Generali sono solo gli obbiettivi: concorrenza ed efficienza. Il primo richiede di evitare che interessi dominanti colludano a vantaggio proprio e per escludere nuovi entranti. Il secondo richiede che si individuino in modo preciso i beni pubblici – tipicamente il livello del servizio e quello degli investimenti – che il mercato non potrebbe assicurare, in quanto esistono monopoli, naturali o di fatto. Definirli e farli rispettare è compito di authority e di ministeri: tanto nel caso in cui la proprietà è privata, quanto in quello in cui è pubblica.
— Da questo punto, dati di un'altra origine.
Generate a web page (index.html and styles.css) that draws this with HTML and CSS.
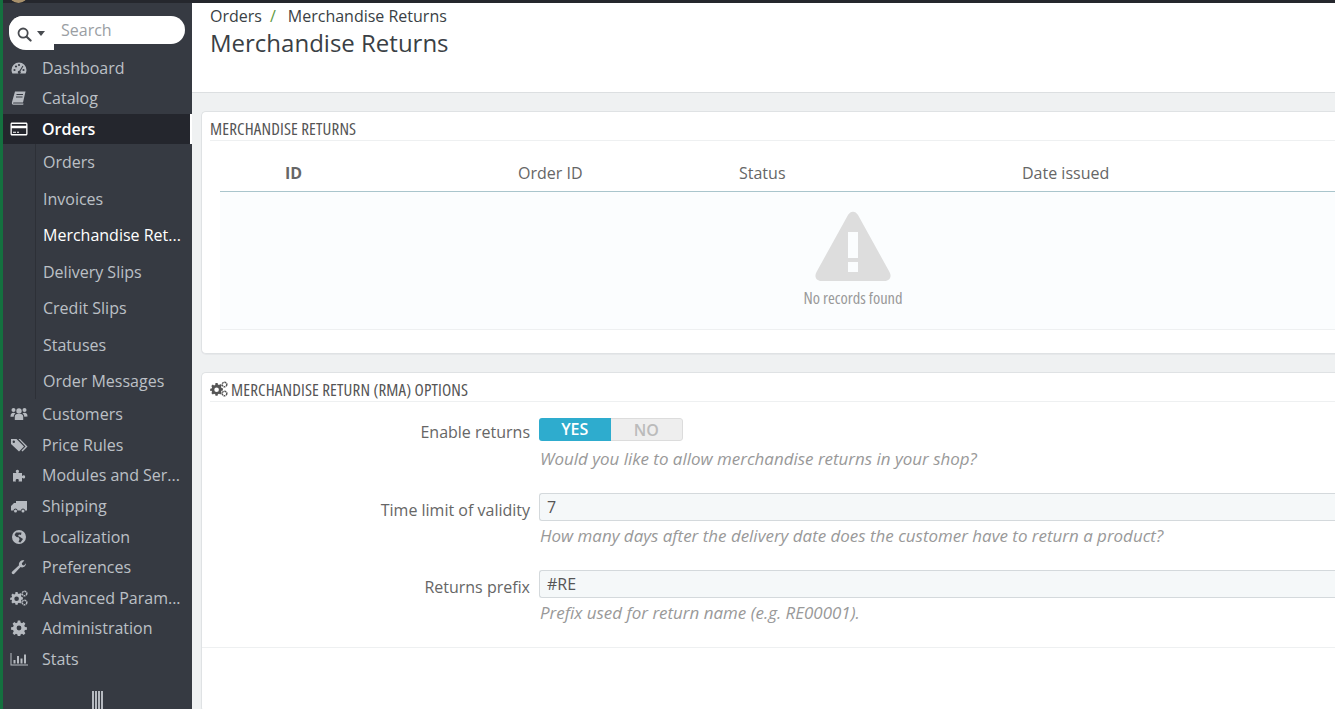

Generale, e garantito da norme comunitarie e nazionali, è l’accesso non discriminatorio alle essential facility; ma, dato che certe categorie di azionisti privati avrebbero interesse a cercare di aggirarle e mettere in atto comportamenti collusivi per escludere dei concorrenti, meglio escludere dalla proprietà, con norma a statuto, chiunque sia in conflitto di intereresse. Il privato è di solito più efficiente del pubblico nel raggiungere gli obiettivi, e il pubblico è più efficiente nel sanzionare gli inadempimenti se la proprietà è privata.
Vediamo ora come queste considerazioni generali si applicano alle varie reti.
E già che parliamo di reti e di politica, di pubblico e di privato, sarà il caso di ricordare che nel nostro sistema telefonico tutto privato rimane ancora l’anomalia di Wind, controllata dal Tesoro, tramite Enel.
Un’avventura sballata, quella di Wind: frutto dell’ambizione di Franco Tatò, in contrasto con la politica di privatizzazioni portata avanti da Ciampi, diabolicamente proseguita con lo sconsiderato acquisto di Infostrada, ha richiesto all’Enel tra debiti e capitale 17 mld di euro. Oggi il valore stimato è nettamente inferiore: basta confrontare Wind con TIM che capitalizza 34 mld e che ha il 50% del mercato. Quando le differenze sono così macroscopiche non c’è da sperare di poterle colmare prendendo tempo, anzi c’è il rischio che aumentino in un mercato sempre più competitivo. L’Enel esca del tutto da Wind, lo faccia rapidamente, senza costruire papocchi per diluire l’impatto negativo sul suo bilancio. Da un’azienda pubblica si può pretendere che dia il buon esempio: anche quello ha un valore.